Mardi Gras is a centuries-old cultural phenomenon that truly runs deep in the ethos of New Orleans. Many spend the entire year preparing for the month-long festivities. There is an actual Mardi Gras day (Tuesday, March 5 this year) and there are countless parties, parades, and events leading up to the culmination of the Carnival Season. Carnival is not only celebrated by New Orleans, but is also observed by several international cities such as Rio de Janeiro, Bracelona, and Barranquilla and additional U.S. cities such as Miami, Key West, and New York City.
While Carnival in New Orleans is a delicious food and alcohol-fueled amazing street party, it is important to remember Mardi Gras is in fact a religious holiday and has true origins as a family affair. First-time goers will be surprised to see plenty of children running around the streets and taking part (no alcohol of course) in the festivities. Much of the Mardi Gras reputation as a somewhat seedy event is incited by the tens of thousands of drunken and misbehaved tourists meaning it’s important to uphold some decorum and respect while taking part in the events.
If planning a trip to Mardi Gras, remember that it’s a marathon and not a sprint. Veterans and locals have been participating in parades, parties, and events for a full month leading up to Fat Tuesday and are keenly aware of the benefits of pacing one’s self. That being said, you’ll find no shortage of options for alcohol throughout the city with bars and restaurants practically giving it away and pop-up drink stands littered throughout the city offering cocktails and Bloody Mary’s.

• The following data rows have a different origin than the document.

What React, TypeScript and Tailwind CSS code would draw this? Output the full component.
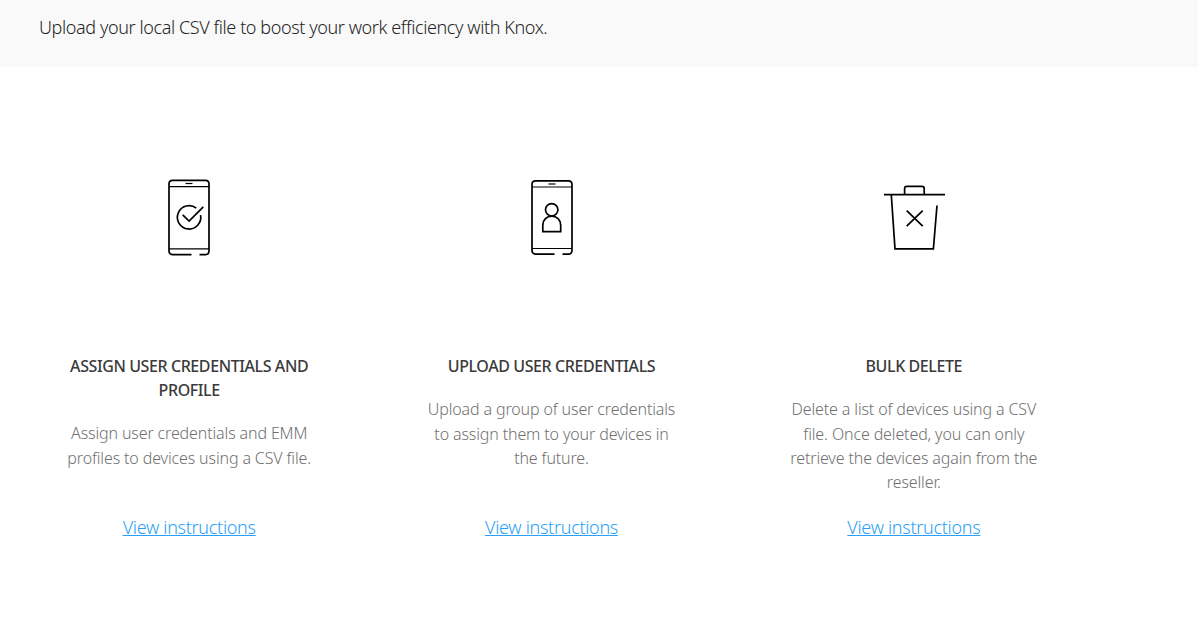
import type { ReactNode } from "react";

type Card = { icon: ReactNode; title: string[]; body: string[] };

const CheckPhone = () => (
  <svg width="80" height="95" viewBox="0 0 80 95" fill="none" stroke="#000" strokeWidth="1.7">
    <path d="M41.5 84.7H22.5Q19 84.2 19 80.7V14Q19 10.3 22.5 10.3H55.5Q59 10.3 59 14V80.7Q59 84.5 55.5 84.7H49.5" />
    <path d="M19 16.6H59M19 78.9H59" strokeWidth="1.2" />
    <path d="M35.5 13.5H42.5" strokeWidth="1.2" />
    <path d="M46.3 38.1A11.7 11.7 0 1 0 50.6 45.2" />
    <path d="M32.7 44.8L39.1 51L53.3 36.8" />
  </svg>
);

const UserPhone = () => (
  <svg width="80" height="95" viewBox="-1 0 80 95" fill="none" stroke="#000" strokeWidth="1.7">
    <path d="M41.5 84.2H22.5Q19 83.7 19 80.2V14.5Q19 10.8 22.5 10.8H55.5Q59 10.8 59 14.5V80.2Q59 84 55.5 84.2H49.5" />
    <path d="M19 17H59M19 78.5H59" strokeWidth="1.2" />
    <path d="M35.5 14H42.5" strokeWidth="1.2" />
    <circle cx="38.7" cy="39.8" r="6.2" />
    <path d="M29.8 61.6V55A8.95 8.95 0 0 1 47.7 55V61.6Z" />
  </svg>
);

const Trash = () => (
  <svg width="80" height="95" viewBox="1 0 80 95" fill="none" stroke="#000" strokeWidth="1.7">
    <path d="M10 24.6H71" />
    <path d="M30.6 24V18.4Q30.6 16.3 33 16.3H47.8Q50.2 16.3 50.2 18.4V24" />
    <path d="M17.3 25L21 78.8H59.4L63 35.5" />
    <path d="M32.7 40.7L48.7 56.2M48.7 40.7L32.7 56.2" />
  </svg>
);

const cards: Card[] = [
  {
    icon: <CheckPhone />,
    title: ["ASSIGN USER CREDENTIALS AND", "PROFILE"],
    body: ["Assign user credentials and EMM", "profiles to devices using a CSV file."],
  },
  {
    icon: <UserPhone />,
    title: ["UPLOAD USER CREDENTIALS"],
    body: ["Upload a group of user credentials", "to assign them to your devices in", "the future."],
  },
  {
    icon: <Trash />,
    title: ["BULK DELETE"],
    body: [
      "Delete a list of devices using a CSV",
      "file. Once deleted, you can only",
      "retrieve the devices again from the",
      "reseller.",
    ],
  },
];

const Lines = ({ lines }: { lines: string[] }) => (
  <>
    {lines.map((line) => (
      <span key={line} className="block whitespace-nowrap">
        {line}
      </span>
    ))}
  </>
);

export default function App() {
  return (
    <div className="h-[636px] w-[1198px] overflow-hidden bg-white font-['Noto_Sans',sans-serif]">
      <header className="h-[67px] bg-[#f9f9f9] pt-[14px] pl-[39px]">
        <p className="text-[18px] leading-[27px] font-[350] tracking-[-0.4px] text-[#252525]">
          Upload your local CSV file to boost your work efficiency with Knox.
        </p>
      </header>
      <main className="ml-[8px] grid w-[1087px] grid-cols-3 pt-[103px]">
        {cards.map((card) => (
          <section key={card.title[0]} className="flex h-[371px] flex-col items-center text-center">
            <div className="h-[184px] pl-[2px]">{card.icon}</div>
            <h2 className="text-[16px] leading-[24.1px] font-medium tracking-[-0.41px] text-[#3a3a3a]">
              <Lines lines={card.title} />
            </h2>
            <p className="mt-[19px] text-[16px] leading-[24.4px] font-[350] tracking-[-0.13px] text-[#707070]">
              <Lines lines={card.body} />
            </p>
            <a
              href="#"
              className="mt-auto text-[18px] leading-[27px] font-[350] tracking-[-0.3px] text-[#2b9ff5] underline decoration-1 underline-offset-1"
            >
              View instructions
            </a>
          </section>
        ))}
      </main>
    </div>
  );
}
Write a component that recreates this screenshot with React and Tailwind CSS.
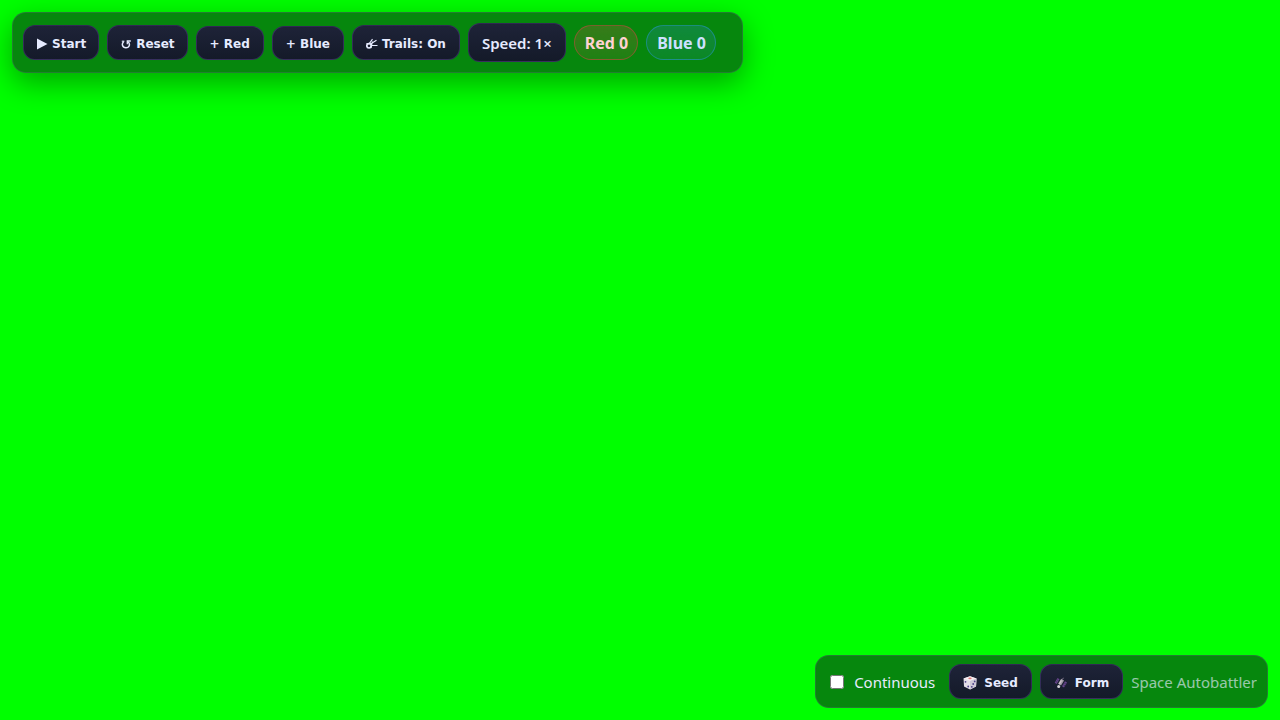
import React, { useState } from "react";

const buttonStyle =
  "flex shrink-0 items-center rounded-xl border border-[#a064ff]/20 bg-linear-to-b from-[#1e2338] to-[#141a29] pt-0.5 font-['DejaVu_Sans',sans-serif] text-[12px] leading-4 font-bold text-[#e6ebff] whitespace-nowrap cursor-pointer";

const panelStyle = "flex items-center gap-2 rounded-[14px] border border-[#7864a0]/25 bg-[#0c101a]/50 pl-2.5";

const pillStyle = "flex h-[35px] shrink-0 items-center rounded-full border pr-[9px] pl-2.5 pt-0.5 text-[16px] font-bold whitespace-nowrap bg-linear-to-b";

function Button({ className, icon, children, onClick }) {
  return (
    <button type="button" onClick={onClick} className={`${buttonStyle} ${className}`}>
      {icon}
      {children}
    </button>
  );
}

function PlayIcon() {
  return (
    <svg className="mr-1 h-3 w-[11px] shrink-0" viewBox="0 0 11 12" aria-hidden="true">
      <path d="M0 .5 10.500 6 0 11.500Z" fill="currentColor" />
    </svg>
  );
}

function ResetIcon() {
  return (
    <svg className="mr-1 h-3 w-[11px] shrink-0" viewBox="0 0 11 12" fill="none" stroke="currentColor" aria-hidden="true">
      <path d="M2.700 3.400C.2 6 1.400 9.800 4.900 9.800c3.600 0 4.600-3.800 2.100-6" strokeWidth="1.500" />
      <path d="M.8 3.200h2.600" strokeWidth="1.100" />
      <path d="M6.300 6.300V3H9.800" strokeWidth="1.300" />
    </svg>
  );
}

function CometIcon() {
  return (
    <svg className="mr-1 h-3 w-3 shrink-0" viewBox="0 0 12 12" fill="none" stroke="currentColor" strokeWidth="1.100" aria-hidden="true">
      <circle cx="3" cy="7.800" r="2.200" strokeWidth="1.700" />
      <path d="M.5 5.600H3.200L6.500 1.200M4.500 6 10.500 2.200M5 7.500H11.500M4.800 10 6.500 3.500" />
    </svg>
  );
}

function DieIcon() {
  return (
    <svg className="mr-1.5 h-4 w-[15px] shrink-0" viewBox="0 0 15 16" aria-hidden="true">
      <path d="M7 1.200 13.500 3.500 13 11.500 7 14.500 1 11.500.5 3.500Z" fill="#e3dee8" />
      <path d="M7 1.200 13.500 3.500 7 6 .5 3.500Z" fill="#f4edf0" />
      <path d="M7 6 13.500 3.500 13 11.500 7 14.500Z" fill="#cdc7d6" />
      <ellipse cx="7" cy="3.300" rx="1.700" ry=".9" fill="#de7777" />
      <g fill="#4b3f86">
        <circle cx="2.500" cy="6.800" r=".9" />
        <circle cx="5.200" cy="11.500" r=".9" />
        <circle cx="8.800" cy="11.800" r=".9" />
        <circle cx="10.200" cy="9" r=".9" />
        <circle cx="11.700" cy="6.400" r=".9" />
      </g>
    </svg>
  );
}

function SatelliteIcon() {
  return (
    <svg className="mr-1.5 h-4 w-[15px] shrink-0" viewBox="0 0 15 16" aria-hidden="true">
      <path d="m3.500 3 2 1.200L2.700 9l-2-1.200ZM11 6.300l2 1.200-3 5-2-1.200Z" fill="#65458b" />
      <path d="m2.700 4.600 2 1.200M1.700 6.300l2 1.200M10.200 8l2 1.200M9.200 9.700l2 1.200" stroke="#382b55" strokeWidth=".7" />
      <path d="m7.200 3.700 2.800 1.700-3 5-2.800-1.700Z" fill="#a39ca8" />
      <path d="m6.800 5 1.200.7-2.200 3.700-1.200-.7Z" fill="#c9c2c8" />
      <circle cx="4.700" cy="11.600" r="1.500" fill="#d5d1d9" />
      <path d="m8.500 4.300.9-1.500" stroke="#81778d" />
    </svg>
  );
}

export default function App() {
  const [running, setRunning] = useState(false);
  const [trails, setTrails] = useState(true);
  const [speed, setSpeed] = useState(1);
  const [red, setRed] = useState(0);
  const [blue, setBlue] = useState(0);

  function reset() {
    setRunning(false);
    setRed(0);
    setBlue(0);
  }

  return (
    <main className="flex min-h-screen flex-col justify-between bg-[#00ff00] p-3 font-['Noto_Sans',sans-serif] text-[15px] leading-[21px] text-[#e6ebff]">
      <header className={`${panelStyle} self-start py-2.5 pr-[26px] shadow-[0_10px_30px_rgba(0,0,0,0.35)]`}>
        <Button className="h-[35px] pr-3 pl-[13px]" icon={<PlayIcon />} onClick={() => setRunning(!running)}>
          {running ? "Pause" : "Start"}
        </Button>
        <Button className="h-[35px] pr-3 pl-[13px]" icon={<ResetIcon />} onClick={reset}>Reset</Button>
        <Button className="h-[34px] px-[13px]" onClick={() => setRed(red + 1)}>+ Red</Button>
        <Button className="h-[34px] px-[13px]" onClick={() => setBlue(blue + 1)}>+ Blue</Button>
        <Button className="h-[35px] px-[13px]" icon={<CometIcon />} onClick={() => setTrails(!trails)}>
          Trails: {trails ? "On" : "Off"}
        </Button>
        <button
          type="button"
          onClick={() => setSpeed(speed === 4 ? 1 : speed * 2)}
          className="h-[39px] shrink-0 cursor-pointer rounded-xl border border-[#a064ff]/20 bg-linear-to-b from-[#1e2338] to-[#141a29] px-[13px] pt-0.5 font-semibold whitespace-nowrap"
        >
          Speed: {speed}×
        </button>
        <span className={`${pillStyle} border-[#ff3250]/40 from-[#ff5050]/20 to-[#ff5050]/10 text-[#ffd2d2]`}>
          Red {red}
        </span>
        <span className={`${pillStyle} border-[#3296ff]/40 from-[#3c96ff]/20 to-[#3c96ff]/10 text-[#cde1ff]`}>
          Blue {blue}
        </span>
      </header>
      <footer className={`${panelStyle} self-end py-2 pr-2.5`}>
        <label className="flex items-center gap-2.5 pr-1.5 pl-1">
          <input type="checkbox" className="h-[14px] w-[14px]" />
          <span className="pt-0.5">Continuous</span>
        </label>
        <Button className="h-[35px] px-[13px]" icon={<DieIcon />}>Seed</Button>
        <Button className="h-[35px] px-[13px]" icon={<SatelliteIcon />}>Form</Button>
        <span className="pt-0.5 opacity-65">Space Autobattler</span>
      </footer>
    </main>
  );
}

Parades are a big and important part of Carnival and as you might imagine, location is key if you’re trying to see the amazing street performances and floats throughout the city. The crowds will be thinner and the parades will be easier to watch and even take part in if you head uptown to St. Charles Avenue from Canal Street. Here, the streets are open and parade-goers can walk right up to carnival floats for a better chance at some of the most prized “throws.” You should also be able to participate in a house party or two. When heading uptown, keep in mind that getting around the city can be quite difficult during Mardi Gras. Cabs are scarce, ride share services will most likely be expensive, and tons of streets are barricaded, so plan accordingly and make sure to wear some good walking shoes.